→ Dataset records:
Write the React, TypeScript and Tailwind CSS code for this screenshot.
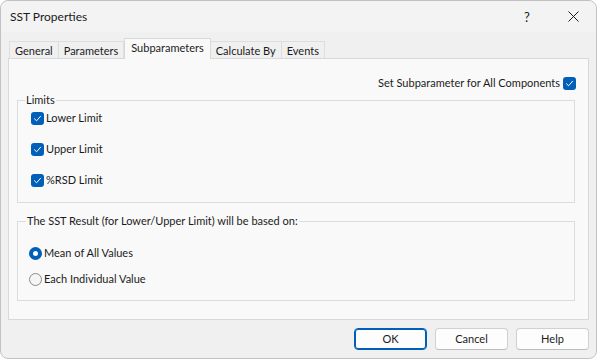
import React from 'react'

const font = { fontFamily: '"Segoe UI", Lato, "Noto Sans", sans-serif' }

const tabs = ['General', 'Parameters', 'Subparameters', 'Calculate By', 'Events']

const CheckBox = () => (
  <span className="flex h-[13px] w-[13px] shrink-0 items-center justify-center rounded-[3px] bg-[#005fb8]">
    <svg width="9" height="9" viewBox="0 0 9 9" fill="none">
      <path d="M1.5 4.8 L3.6 6.8 L7.6 2.2" stroke="#fff" strokeWidth="1" strokeLinecap="round" strokeLinejoin="round" />
    </svg>
  </span>
)

const Radio = ({ checked }: { checked?: boolean }) =>
  checked ? (
    <span className="flex h-[13px] w-[13px] shrink-0 items-center justify-center rounded-full bg-[#005fb8]">
      <span className="h-[5px] w-[5px] rounded-full bg-white" />
    </span>
  ) : (
    <span className="h-[13px] w-[13px] shrink-0 rounded-full border border-[#8a8a8a] bg-[#f5f5f5]" />
  )

export default function App() {
  return (
    <div className="h-[359px] w-[597px] bg-white text-[11px] leading-[16px] text-[#1b1b1b]" style={font}>
      <div className="flex h-full w-full flex-col rounded-[8px] border border-[#c2c2c2] bg-[#f0f0f0]">
        {/* title bar */}
        <div className="flex h-[31px] items-center rounded-t-[8px] bg-[#f3f3f3] pl-[9px]">
          <span className="text-[12px]">SST Properties</span>
          <span className="ml-auto w-[46px] text-center text-[13px]">?</span>
          <span className="flex w-[46px] items-center justify-center">
            <svg width="11" height="11" viewBox="0 0 11 11">
              <path d="M0.5 0.5 L10.5 10.5 M10.5 0.5 L0.5 10.5" stroke="#1b1b1b" strokeWidth="1" />
            </svg>
          </span>
        </div>

        {/* tabs */}
        <div className="mt-[6px] flex h-[20px] items-end pl-[8px]">
          {tabs.map((t) =>
            t === 'Subparameters' ? (
              <div
                key={t}
                className="relative z-10 -mb-px flex h-[21px] items-start border-x border-t border-[#d9d9d9] bg-[#f9f9f9] px-[6px] pt-[1px]"
              >
                {t}
              </div>
            ) : (
              <div key={t} className="flex h-[17px] items-center border-t border-r border-[#dedede] first:border-l px-[5px] pt-[1px]">
                {t}
              </div>
            )
          )}
        </div>

        {/* panel */}
        <div className="mx-[7px] flex h-[262px] flex-col border border-[#d9d9d9] bg-[#f9f9f9] pt-[16px]">
          <div className="flex items-center justify-end gap-[3px] pr-[12px]">
            <span>Set Subparameter for All Components</span>
            <CheckBox />
          </div>

          <fieldset className="mt-[1px] ml-[8px] mr-[13px] border border-[#dcdcdc] pl-[7px] pb-[14px]">
            <legend className="px-[1px]">Limits</legend>
            <div className="flex flex-col gap-[15px] pt-[2px] pl-[6px]">
              {['Lower Limit', 'Upper Limit', '%RSD Limit'].map((l) => (
                <div key={l} className="flex items-center gap-[2px]">
                  <CheckBox />
                  <span>{l}</span>
                </div>
              ))}
            </div>
          </fieldset>

          <fieldset className="mt-[10px] ml-[8px] mr-[13px] border border-[#dcdcdc] pl-[8px] pb-[13px]">
            <legend className="px-[1px]">The SST Result (for Lower/Upper Limit) will be based on:</legend>
            <div className="flex flex-col gap-[10px] pt-[16px] pl-[3px]">
              <div className="flex items-center gap-[2px]">
                <Radio checked />
                <span>Mean of All Values</span>
              </div>
              <div className="flex items-center gap-[2px]">
                <Radio />
                <span>Each Individual Value</span>
              </div>
            </div>
          </fieldset>
        </div>

        {/* buttons */}
        <div className="mt-[8px] flex justify-end gap-[8px] pr-[7px]">
          <button className="h-[22px] w-[73px] rounded-[4px] border border-[#005fb8] bg-[#fdfdfd] shadow-[inset_0_0_0_1px_#005fb8]">OK</button>
          <button className="h-[22px] w-[73px] rounded-[4px] border border-[#d0d0d0] border-b-[#bcbcbc] bg-[#fdfdfd]">Cancel</button>
          <button className="h-[22px] w-[73px] rounded-[4px] border border-[#d0d0d0] border-b-[#bcbcbc] bg-[#fdfdfd]">Help</button>
        </div>
      </div>
    </div>
  )
}
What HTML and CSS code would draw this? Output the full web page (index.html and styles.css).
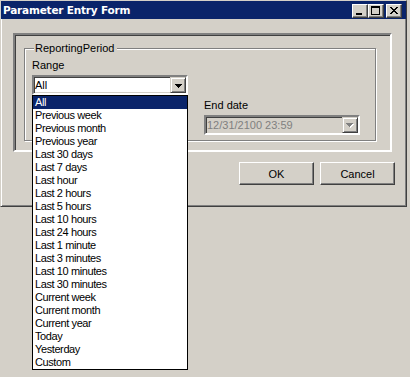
FILE: index.html
```html
<!DOCTYPE html>
<html>
<head>
<meta charset="utf-8">
<link rel="stylesheet" href="styles.css">
</head>
<body>
<div class="window">
  <div class="titlebar">
    <span class="title">Parameter Entry Form</span>
    <div class="caption-btns">
      <div class="cbtn"><svg width="6" height="2" viewBox="0 0 6 2" shape-rendering="crispEdges"><rect x="0" y="0" width="6" height="2" fill="#000"/></svg></div>
      <div class="cbtn"><svg width="9" height="9" viewBox="0 0 9 9" shape-rendering="crispEdges"><rect x="0" y="0" width="9" height="2" fill="#000"/><rect x="0" y="0" width="1" height="9" fill="#000"/><rect x="8" y="0" width="1" height="9" fill="#000"/><rect x="0" y="8" width="9" height="1" fill="#000"/></svg></div>
      <div class="cbtn close"><svg width="8" height="7" viewBox="0 0 8 7" shape-rendering="crispEdges" fill="#000"><rect x="0" y="0" width="2" height="1"/><rect x="6" y="0" width="2" height="1"/><rect x="1" y="1" width="2" height="1"/><rect x="5" y="1" width="2" height="1"/><rect x="2" y="2" width="4" height="1"/><rect x="3" y="3" width="2" height="1"/><rect x="2" y="4" width="4" height="1"/><rect x="1" y="5" width="2" height="1"/><rect x="5" y="5" width="2" height="1"/><rect x="0" y="6" width="2" height="1"/><rect x="6" y="6" width="2" height="1"/></svg></div>
    </div>
  </div>
  <div class="client">
    <div class="panel">
      <div class="group">
        <div class="group-title">ReportingPeriod</div>
        <div class="label">Range</div>
        <div class="combo-wrap">
          <div class="combo">
            <span class="combo-text">All</span>
            <div class="drop-btn"><svg width="7" height="4" viewBox="0 0 7 4" shape-rendering="crispEdges" fill="#000"><rect x="0" y="0" width="7" height="1"/><rect x="1" y="1" width="5" height="1"/><rect x="2" y="2" width="3" height="1"/><rect x="3" y="3" width="1" height="1"/></svg></div>
          </div>
          <ul class="listbox">
            <li class="selected">All</li>
            <li>Previous week</li>
            <li>Previous month</li>
            <li>Previous year</li>
            <li>Last 30 days</li>
            <li>Last 7 days</li>
            <li>Last hour</li>
            <li>Last 2 hours</li>
            <li>Last 5 hours</li>
            <li>Last 10 hours</li>
            <li>Last 24 hours</li>
            <li>Last 1 minute</li>
            <li>Last 3 minutes</li>
            <li>Last 10 minutes</li>
            <li>Last 30 minutes</li>
            <li>Current week</li>
            <li>Current month</li>
            <li>Current year</li>
            <li>Today</li>
            <li>Yesterday</li>
            <li>Custom</li>
          </ul>
        </div>
        <div class="dates">
          <div class="field"></div>
          <div class="field">
            <div class="label">End date</div>
            <div class="combo disabled">
              <span class="combo-text">12/31/2100 23:59</span>
              <div class="drop-btn"><svg width="8" height="5" viewBox="0 0 8 5" shape-rendering="crispEdges"><g fill="#fff"><rect x="1" y="1" width="7" height="1"/><rect x="2" y="2" width="5" height="1"/><rect x="3" y="3" width="3" height="1"/><rect x="4" y="4" width="1" height="1"/></g><g fill="#808080"><rect x="0" y="0" width="7" height="1"/><rect x="1" y="1" width="5" height="1"/><rect x="2" y="2" width="3" height="1"/><rect x="3" y="3" width="1" height="1"/></g></svg></div>
            </div>
          </div>
        </div>
      </div>
    </div>
    <div class="actions">
      <button class="btn">OK</button>
      <button class="btn">Cancel</button>
    </div>
  </div>
</div>
</body>
</html>
```
FILE: styles.css
```css
* { box-sizing: border-box; }
html, body { margin: 0; padding: 0; }
body {
  background: #d4d0c8;
  font-family: "Liberation Sans", Arial, sans-serif;
  font-size: 11px;
  color: #000;
  width: 410px;
  height: 377px;
  overflow: hidden;
}
.window {
  width: 407px;
  height: 207px;
  border: 1px solid;
  border-color: #d4d0c8 #404040 #404040 #d4d0c8;
  box-shadow: inset 1px 1px #fff, inset -1px -1px #808080;
  background: #d4d0c8;
  display: flex;
  flex-direction: column;
}
.titlebar {
  height: 18px;
  background: #0a246a;
  display: flex;
  align-items: center;
  justify-content: space-between;
  padding: 0 4px 0 2px;
}
.title {
  color: #fff;
  font-family: "DejaVu Sans", Tahoma, sans-serif;
  font-weight: bold;
  font-size: 10.5px;
  letter-spacing: -0.2px;
}
.caption-btns {
  display: flex;
  align-items: center;
  margin-top: 1px;
}
.cbtn {
  width: 16px;
  height: 14px;
  background: #d4d0c8;
  border: 1px solid;
  border-color: #fff #404040 #404040 #fff;
  box-shadow: inset -1px -1px #808080;
  display: flex;
  align-items: flex-end;
  justify-content: flex-start;
  padding: 0 0 2px 3px;
}
.cbtn:nth-child(2) {
  align-items: flex-start;
  padding: 1px 0 0 2px;
}
.cbtn.close {
  margin-left: 2px;
  align-items: flex-start;
  padding: 2px 0 0 3px;
}
.cbtn svg { display: block; }
.client {
  flex: 1;
  padding: 14px 0 0 12px;
  display: flex;
  flex-direction: column;
}
.panel {
  width: 379px;
  height: 119px;
  border: 2px solid;
  border-color: #808080 #fff #fff #808080;
  box-shadow: inset 1px 1px #404040;
  padding: 13px 14px 0 9px;
}
.group {
  border: 1px solid #808080;
  box-shadow: inset 1px 1px #fff, 1px 1px #fff;
  height: 93px;
  padding: 0 0 0 7px;
}
.group-title {
  margin: -7px 0 0 2px;
  width: fit-content;
  background: #d4d0c8;
  padding: 0 2px 0 1px;
  line-height: 13px;
  height: 13px;
}
.label {
  line-height: 13px;
  height: 13px;
  white-space: nowrap;
}
.group > .label { margin-top: 4px; }
.combo-wrap {
  position: relative;
  width: 156px;
  margin-top: 3px;
  z-index: 2;
}
.combo {
  width: 156px;
  height: 20px;
  background: #fff;
  border: 2px solid;
  border-color: #808080 #fff #fff #808080;
  box-shadow: inset 1px 1px #404040, inset -1px -1px #d4d0c8;
  display: flex;
  align-items: stretch;
  justify-content: space-between;
}
.combo-text {
  padding-left: 1px;
  line-height: 16px;
  white-space: nowrap;
  overflow: hidden;
}
.drop-btn {
  width: 16px;
  height: 16px;
  flex: none;
  background: #d4d0c8;
  border: 1px solid;
  border-color: #d4d0c8 #404040 #404040 #d4d0c8;
  box-shadow: inset 1px 1px #fff, inset -1px -1px #808080;
  display: flex;
  align-items: center;
  justify-content: center;
  padding-top: 1px;
}
.drop-btn svg { display: block; }
.combo.disabled { background: #d4d0c8; }
.combo.disabled .combo-text { color: #808080; }
.listbox {
  position: absolute;
  top: 20px;
  left: 0;
  width: 156px;
  margin: 0;
  padding: 0;
  list-style: none;
  background: #fff;
  border: 1px solid #000;
}
.listbox li {
  height: 13px;
  line-height: 13px;
  padding-left: 2px;
  white-space: nowrap;
  letter-spacing: -0.4px;
}
.listbox li.selected {
  background: #0a246a;
  color: #fff;
}
.dates {
  display: grid;
  grid-template-columns: 156px 156px;
  column-gap: 16px;
  margin-top: 4px;
}
.field .combo { margin-top: 3px; }
.actions {
  display: flex;
  justify-content: flex-end;
  gap: 6px;
  margin-top: 10px;
  padding-right: 11px;
}
.btn {
  width: 75px;
  height: 23px;
  font-family: "Liberation Sans", Arial, sans-serif;
  font-size: 11px;
  color: #000;
  background: #d4d0c8;
  border: 1px solid;
  border-color: #fff #404040 #404040 #fff;
  box-shadow: inset -1px -1px #808080;
  padding: 0;
  margin: 0;
}
```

→ Short problem:
From the data above, copy each line that holds "index".

→ Response:
What HTML and CSS code would draw this? Output the full web page (index.html and styles.css).
FILE: index.html
  z-index: 2;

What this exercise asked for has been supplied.